### Task to carry out:
List the lines of this listing that hold the word "page".
— start —
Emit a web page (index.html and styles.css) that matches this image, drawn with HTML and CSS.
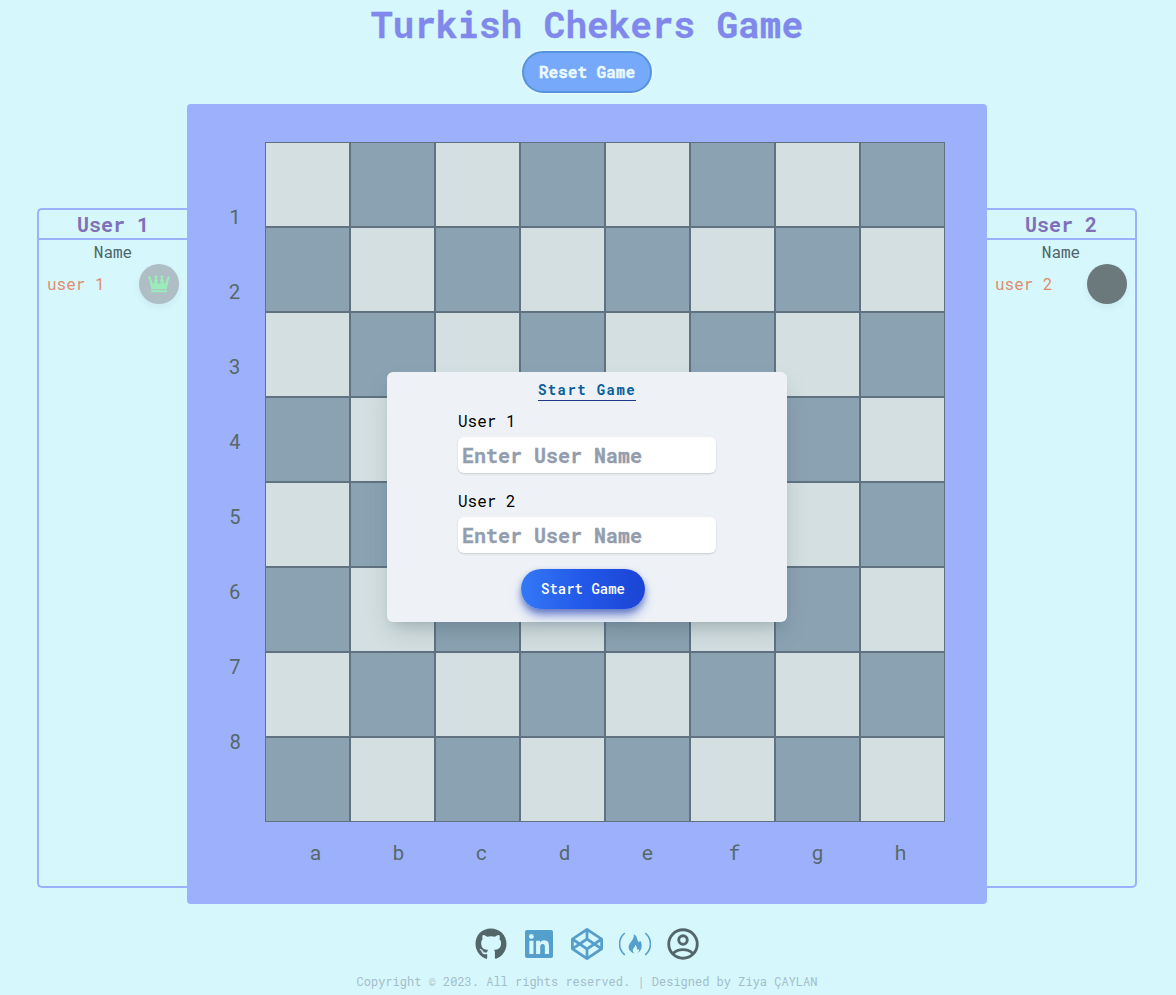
FILE: index.html
```html
<!DOCTYPE html>
<html lang="en">
<head>
<meta charset="utf-8">
<title>Turkish Chekers Game</title>
<link rel="stylesheet" href="styles.css">
</head>
<body>
<div class="page">
  <h1 class="title">Turkish Chekers Game</h1>
  <button class="reset">Reset Game</button>
  <main class="game">
    <section class="player player-left">
      <h2 class="player-title">User 1</h2>
      <div class="player-label">Name</div>
      <div class="player-row"><span>user 1</span>
        <span class="piece piece-light">
          <svg width="22" height="18" viewBox="0 0 22 18" fill="#9aecb9"><circle cx="1.5" cy="2.7" r="1.5"/><circle cx="20.5" cy="2.7" r="1.5"/><circle cx="8" cy="1.8" r="1.6"/><circle cx="14" cy="1.8" r="1.6"/><circle cx="8" cy="6" r="2"/><circle cx="14" cy="6" r="2"/><path d="M1 3 2.4 2.5 5 8.800 7 7.500V2h2v6l2 1 2-1V2h2v5.500l2 1.300 2.600-6.300 1.400.5-2.300 11.300H3.300zM3 15.200h16V17.200H3z"/></svg>
        </span>
      </div>
    </section>
    <section class="board">
      <div class="ranks"><span>1</span><span>2</span><span>3</span><span>4</span><span>5</span><span>6</span><span>7</span><span>8</span></div>
      <div class="side">
        <div class="cells" id="cells"></div>
        <div class="files"><span>a</span><span>b</span><span>c</span><span>d</span><span>e</span><span class="late">f</span><span>g</span><span>h</span></div>
      </div>
      <form class="modal">
        <h3 class="modal-title">Start Game</h3>
        <label class="field">User 1<input type="text" placeholder="Enter User Name"></label>
        <label class="field">User 2<input type="text" placeholder="Enter User Name"></label>
        <button type="button" class="start">Start Game</button>
      </form>
    </section>
    <section class="player player-right">
      <h2 class="player-title">User 2</h2>
      <div class="player-label">Name</div>
      <div class="player-row"><span>user 2</span><span class="piece piece-dark"></span></div>
    </section>
  </main>
  <footer class="footer">
    <div class="links">
      <svg class="icon gray" viewBox="0 0 496 512"><path d="M165.9 397.4c0 2-2.3 3.6-5.2 3.6-3.3.3-5.6-1.3-5.6-3.6 0-2 2.3-3.6 5.2-3.6 3-.3 5.6 1.3 5.6 3.6zm-31.1-4.5c-.7 2 1.3 4.3 4.3 4.9 2.6 1 5.6 0 6.2-2s-1.3-4.3-4.3-5.2c-2.6-.7-5.5.3-6.2 2.3zm44.2-1.7c-2.9.7-4.9 2.6-4.6 4.9.3 2 2.9 3.3 5.9 2.6 2.9-.7 4.9-2.6 4.6-4.6-.3-1.9-3-3.2-5.9-2.9zM244.8 8C106.1 8 0 113.3 0 252c0 110.9 69.8 205.8 169.5 239.2 12.8 2.3 17.3-5.6 17.3-12.1 0-6.2-.3-40.4-.3-61.4 0 0-70 15-84.7-29.8 0 0-11.4-29.1-27.8-36.6 0 0-22.9-15.7 1.6-15.4 0 0 24.9 2 38.6 25.8 21.9 38.6 58.6 27.5 72.9 20.9 2.3-16 8.8-27.1 16-33.7-55.9-6.2-112.3-14.3-112.3-110.5 0-27.5 7.6-41.3 23.6-58.9-2.6-6.5-11.1-33.3 2.6-67.9 20.9-6.5 69 27 69 27 20-5.6 41.5-8.5 62.8-8.5s42.8 2.9 62.8 8.5c0 0 48.1-33.6 69-27 13.7 34.7 5.2 61.4 2.6 67.9 16 17.7 25.8 31.5 25.8 58.9 0 96.5-58.9 104.2-114.8 110.5 9.2 7.9 17 22.9 17 46.4 0 33.7-.3 75.4-.3 83.6 0 6.5 4.6 14.4 17.3 12.1C428.2 457.8 496 362.9 496 252 496 113.3 383.5 8 244.8 8zM97.2 352.9c-1.3 1-1 3.3.7 5.2 1.6 1.6 3.9 2.3 5.2 1 1.3-1 1-3.3-.7-5.2-1.6-1.6-3.9-2.3-5.2-1zm32.4 35.6c-1.6 1.3-1 4.3 1.3 6.2 2.3 2.3 5.2 2.6 6.5 1 1.3-1.3.7-4.3-1.3-6.2-2.2-2.3-5.2-2.6-6.5-1zm-11.4-14.7c-1.6 1-1.6 3.6 0 5.9s4.3 3.3 5.6 2.3c1.6-1.3 1.6-3.9 0-6.2-1.4-2.3-4-3.3-5.6-2z"/></svg>
      <svg class="icon" viewBox="0 0 448 512"><path d="M416 32H31.9C14.3 32 0 46.5 0 64.3v383.4C0 465.5 14.3 480 31.9 480H416c17.6 0 32-14.5 32-32.3V64.3c0-17.8-14.4-32.3-32-32.3zM135.4 416H69V202.2h66.5V416zm-33.2-243c-21.3 0-38.5-17.3-38.5-38.5S80.9 96 102.2 96c21.2 0 38.5 17.3 38.5 38.5 0 21.3-17.2 38.5-38.5 38.5zm282.1 243h-66.4V312c0-24.8-.5-56.7-34.5-56.7-34.6 0-39.9 27-39.9 54.9V416h-66.4V202.2h63.7v29.2h.9c8.9-16.8 30.6-34.5 62.9-34.5 67.2 0 79.7 44.3 79.7 101.9V416z"/></svg>
      <svg class="icon" viewBox="0 0 512 512"><path d="M502.285 159.704l-234-156c-7.987-4.915-16.568-4.943-24.571 0l-234 156C3.714 163.703 0 170.847 0 177.989v155.999c0 7.143 3.714 14.286 9.715 18.286l234 156.022c7.987 4.915 16.568 4.943 24.571 0l234-156.022c6-3.999 9.715-11.143 9.715-18.286V177.989c-.001-7.142-3.715-14.286-9.716-18.285zM278 63.131l172.286 114.858-76.857 51.429L278 165.703V63.131zm-44 0v102.572l-95.429 63.715-76.857-51.429L234 63.131zM44 219.132l55.143 36.857L44 292.847v-73.715zm190 229.715L61.714 333.989l76.857-51.429L234 346.275v102.572zm22-140.858l-77.715-52 77.715-52 77.715 52-77.715 52zm22 140.858V346.275l95.429-63.715 76.857 51.429L278 448.847zm190-156l-55.143-36.857L468 219.132v73.715z"/></svg>
      <svg class="icon" viewBox="0 0 32 32"><path d="M5.3 5.5C-1 11 -1 21 5.3 26.4M26.7 5.5C33 11 33 21 26.7 26.4" fill="none" stroke="#559fcc" stroke-width="1.6" stroke-linecap="round"/><path d="M14.800 6.200c3.600 1.600 3 5 4.500 7.300.7 1.200 2 .3 1.200-1.500 2.300 2.500 2.600 4.700 1.900 8-.5 2.600-2.300 4.300-4.300 5.200 1.400-1.300 2.500-2.900 1.800-4-.8.7-2 .5-2-.7.1-1.700-.5-2.800-1.900-3.800.4 2.700-2.300 3.400-2.200 5.600 0 1.200.5 2.100 1.500 3.100-5-1.900-6.800-5.400-5-9 1.700-3.300 5-5.400 4.500-10.200z"/></svg>
      <svg class="icon outline" viewBox="0 0 24 24"><circle cx="12" cy="12" r="10.7"/><circle cx="12" cy="9" r="3.2"/><path d="M4.8 19c3.6-3.7 10.800-3.7 14.400 0"/></svg>
    </div>
    <p class="copyright">Copyright © 2023. All rights reserved. | Designed by Ziya ÇAYLAN</p>
  </footer>
</div>
<script src="board.js"></script>
</body>
</html>
```
FILE: styles.css
```css
* { box-sizing: border-box; }
html { overflow: hidden; }
body {
  margin: 0;
  background: #d6f7fc;
  color: #56686a;
  font: 16px/24px "Roboto Mono", "DejaVu Sans Mono", "Liberation Mono", monospace;
}
h1, h2, h3, p { margin: 0; }
button, input { font: inherit; }
.page { width: 1174px; height: 995px; display: flex; flex-direction: column; align-items: center; }
.title { font-size: 36px; line-height: 40px; font-weight: 700; color: #8088ec; padding-top: 4px; height: 51px; -webkit-text-stroke: .3px; }
.reset {
  width: 130px; height: 42px; padding: 0;
  border: 2px solid #5594dc; border-radius: 21px;
  background: #76a9fa; color: #ebfaff; font-weight: 700;
  -webkit-text-stroke: .4px;
  box-shadow: 0 0 2px 1px #e9fbff;
}
.game { display: flex; align-items: flex-start; margin-top: 11px; }
.player { width: 150px; height: 680px; margin-top: 104px; border: 2px solid #9db0fb; }
.player-left { border-right: 0; border-radius: 5px 0 0 5px; }
.player-right { border-left: 0; border-radius: 0 5px 5px 0; }
.player-title { height: 30px; font-size: 20px; line-height: 28px; text-align: center; color: #7f70b8; border-bottom: 2px solid #9db0fb; }
.player-label { text-align: center; color: #50666a; }
.player-row { display: flex; align-items: center; justify-content: space-between; padding: 0 8px; color: #df8d6b; }
.piece { width: 40px; height: 40px; border-radius: 50%; display: flex; align-items: center; justify-content: center; box-shadow: 0 3px 6px rgba(60, 100, 110, .08); }
.piece-light { background: #afbdc5; }
.piece-dark { background: #6b787c; }
.board { position: relative; display: flex; width: 800px; height: 800px; padding-top: 38px; border-radius: 4px; background: #9db0fb; }
.ranks { width: 78px; padding: 37px 0 0 18px; font-size: 20px; line-height: 75px; text-align: center; }
.ranks span { display: block; height: 75px; }
.cells { display: grid; grid-template-columns: repeat(8, 85px); grid-auto-rows: 85px; }
.cell { border: 1px solid #607280; background: #d3dfe0; }
.cell.dark { background: #8ba2b2; }
.files { display: flex; gap: 71px; padding: 14px 0 0 44.5px; font-size: 20px; line-height: 32px; }
.files span { width: 12px; text-align: center; }
.files .late { margin-left: 4px; }
/* Dialog floats over the centre of the board */
.modal {
  position: absolute; left: 200px; top: 268px; width: 400px; height: 250px;
  display: flex; flex-direction: column; align-items: center;
  padding-top: 8px; border-radius: 6px; background: #eef2f7; color: #000;
  box-shadow: 0 12px 25px -5px rgba(60, 80, 90, .25), 0 8px 10px -6px rgba(60, 80, 90, .15);
}
.modal-title { font-size: 14px; line-height: 20px; letter-spacing: .1em; color: #075f9c; border-bottom: 1px solid #1e3a8a; }
.field { display: flex; flex-direction: column; width: 258px; height: 80px; padding-top: 8px; }
.field input {
  width: 100%; height: 36px; margin-top: 4px; padding: 4px; border: 0; border-radius: 6px;
  background: #fff; font-size: 20px; font-weight: 700; box-shadow: 0 1px 2px rgba(0, 0, 0, .16);
}
.field input::placeholder { color: #929dad; opacity: 1; -webkit-text-stroke: .3px; }
.start {
  width: 124px; height: 40px; margin: 8px 8px 0 0; padding: 0; border: 0; border-radius: 20px;
  color: #fff; font-size: 14px; font-weight: 500;
  background: linear-gradient(to right, #3478f6, #2258e8 50%, #1b44d4);
  box-shadow: 0 8px 12px -2px rgba(30, 64, 190, .5), 0 3px 6px rgba(30, 50, 150, .4);
}
.footer { display: flex; flex-direction: column; align-items: center; padding-top: 24px; }
.links { display: flex; gap: 16px; }
.icon { width: 32px; height: 32px; fill: #559fcc; }
.gray { fill: #53676a; }
.outline { fill: none; stroke: #53676a; stroke-width: 2.15; }
.copyright { margin-top: 13px; font-size: 12px; line-height: 16px; color: #a5bdc9; }
```
FILE: board.js
```js
const cells = document.getElementById('cells');
for (let i = 0; i < 64; i++) {
  const cell = document.createElement('div');
  const dark = (Math.floor(i / 8) + i) % 2 === 1;
  cell.className = dark ? 'cell dark' : 'cell';
  cells.appendChild(cell);
}
```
— end —
### Task output:
Emit a web page (index.html and styles.css) that matches this image, drawn with HTML and CSS.
<div class="page">
.page { width: 1174px; height: 995px; display: flex; flex-direction: column; align-items: center; }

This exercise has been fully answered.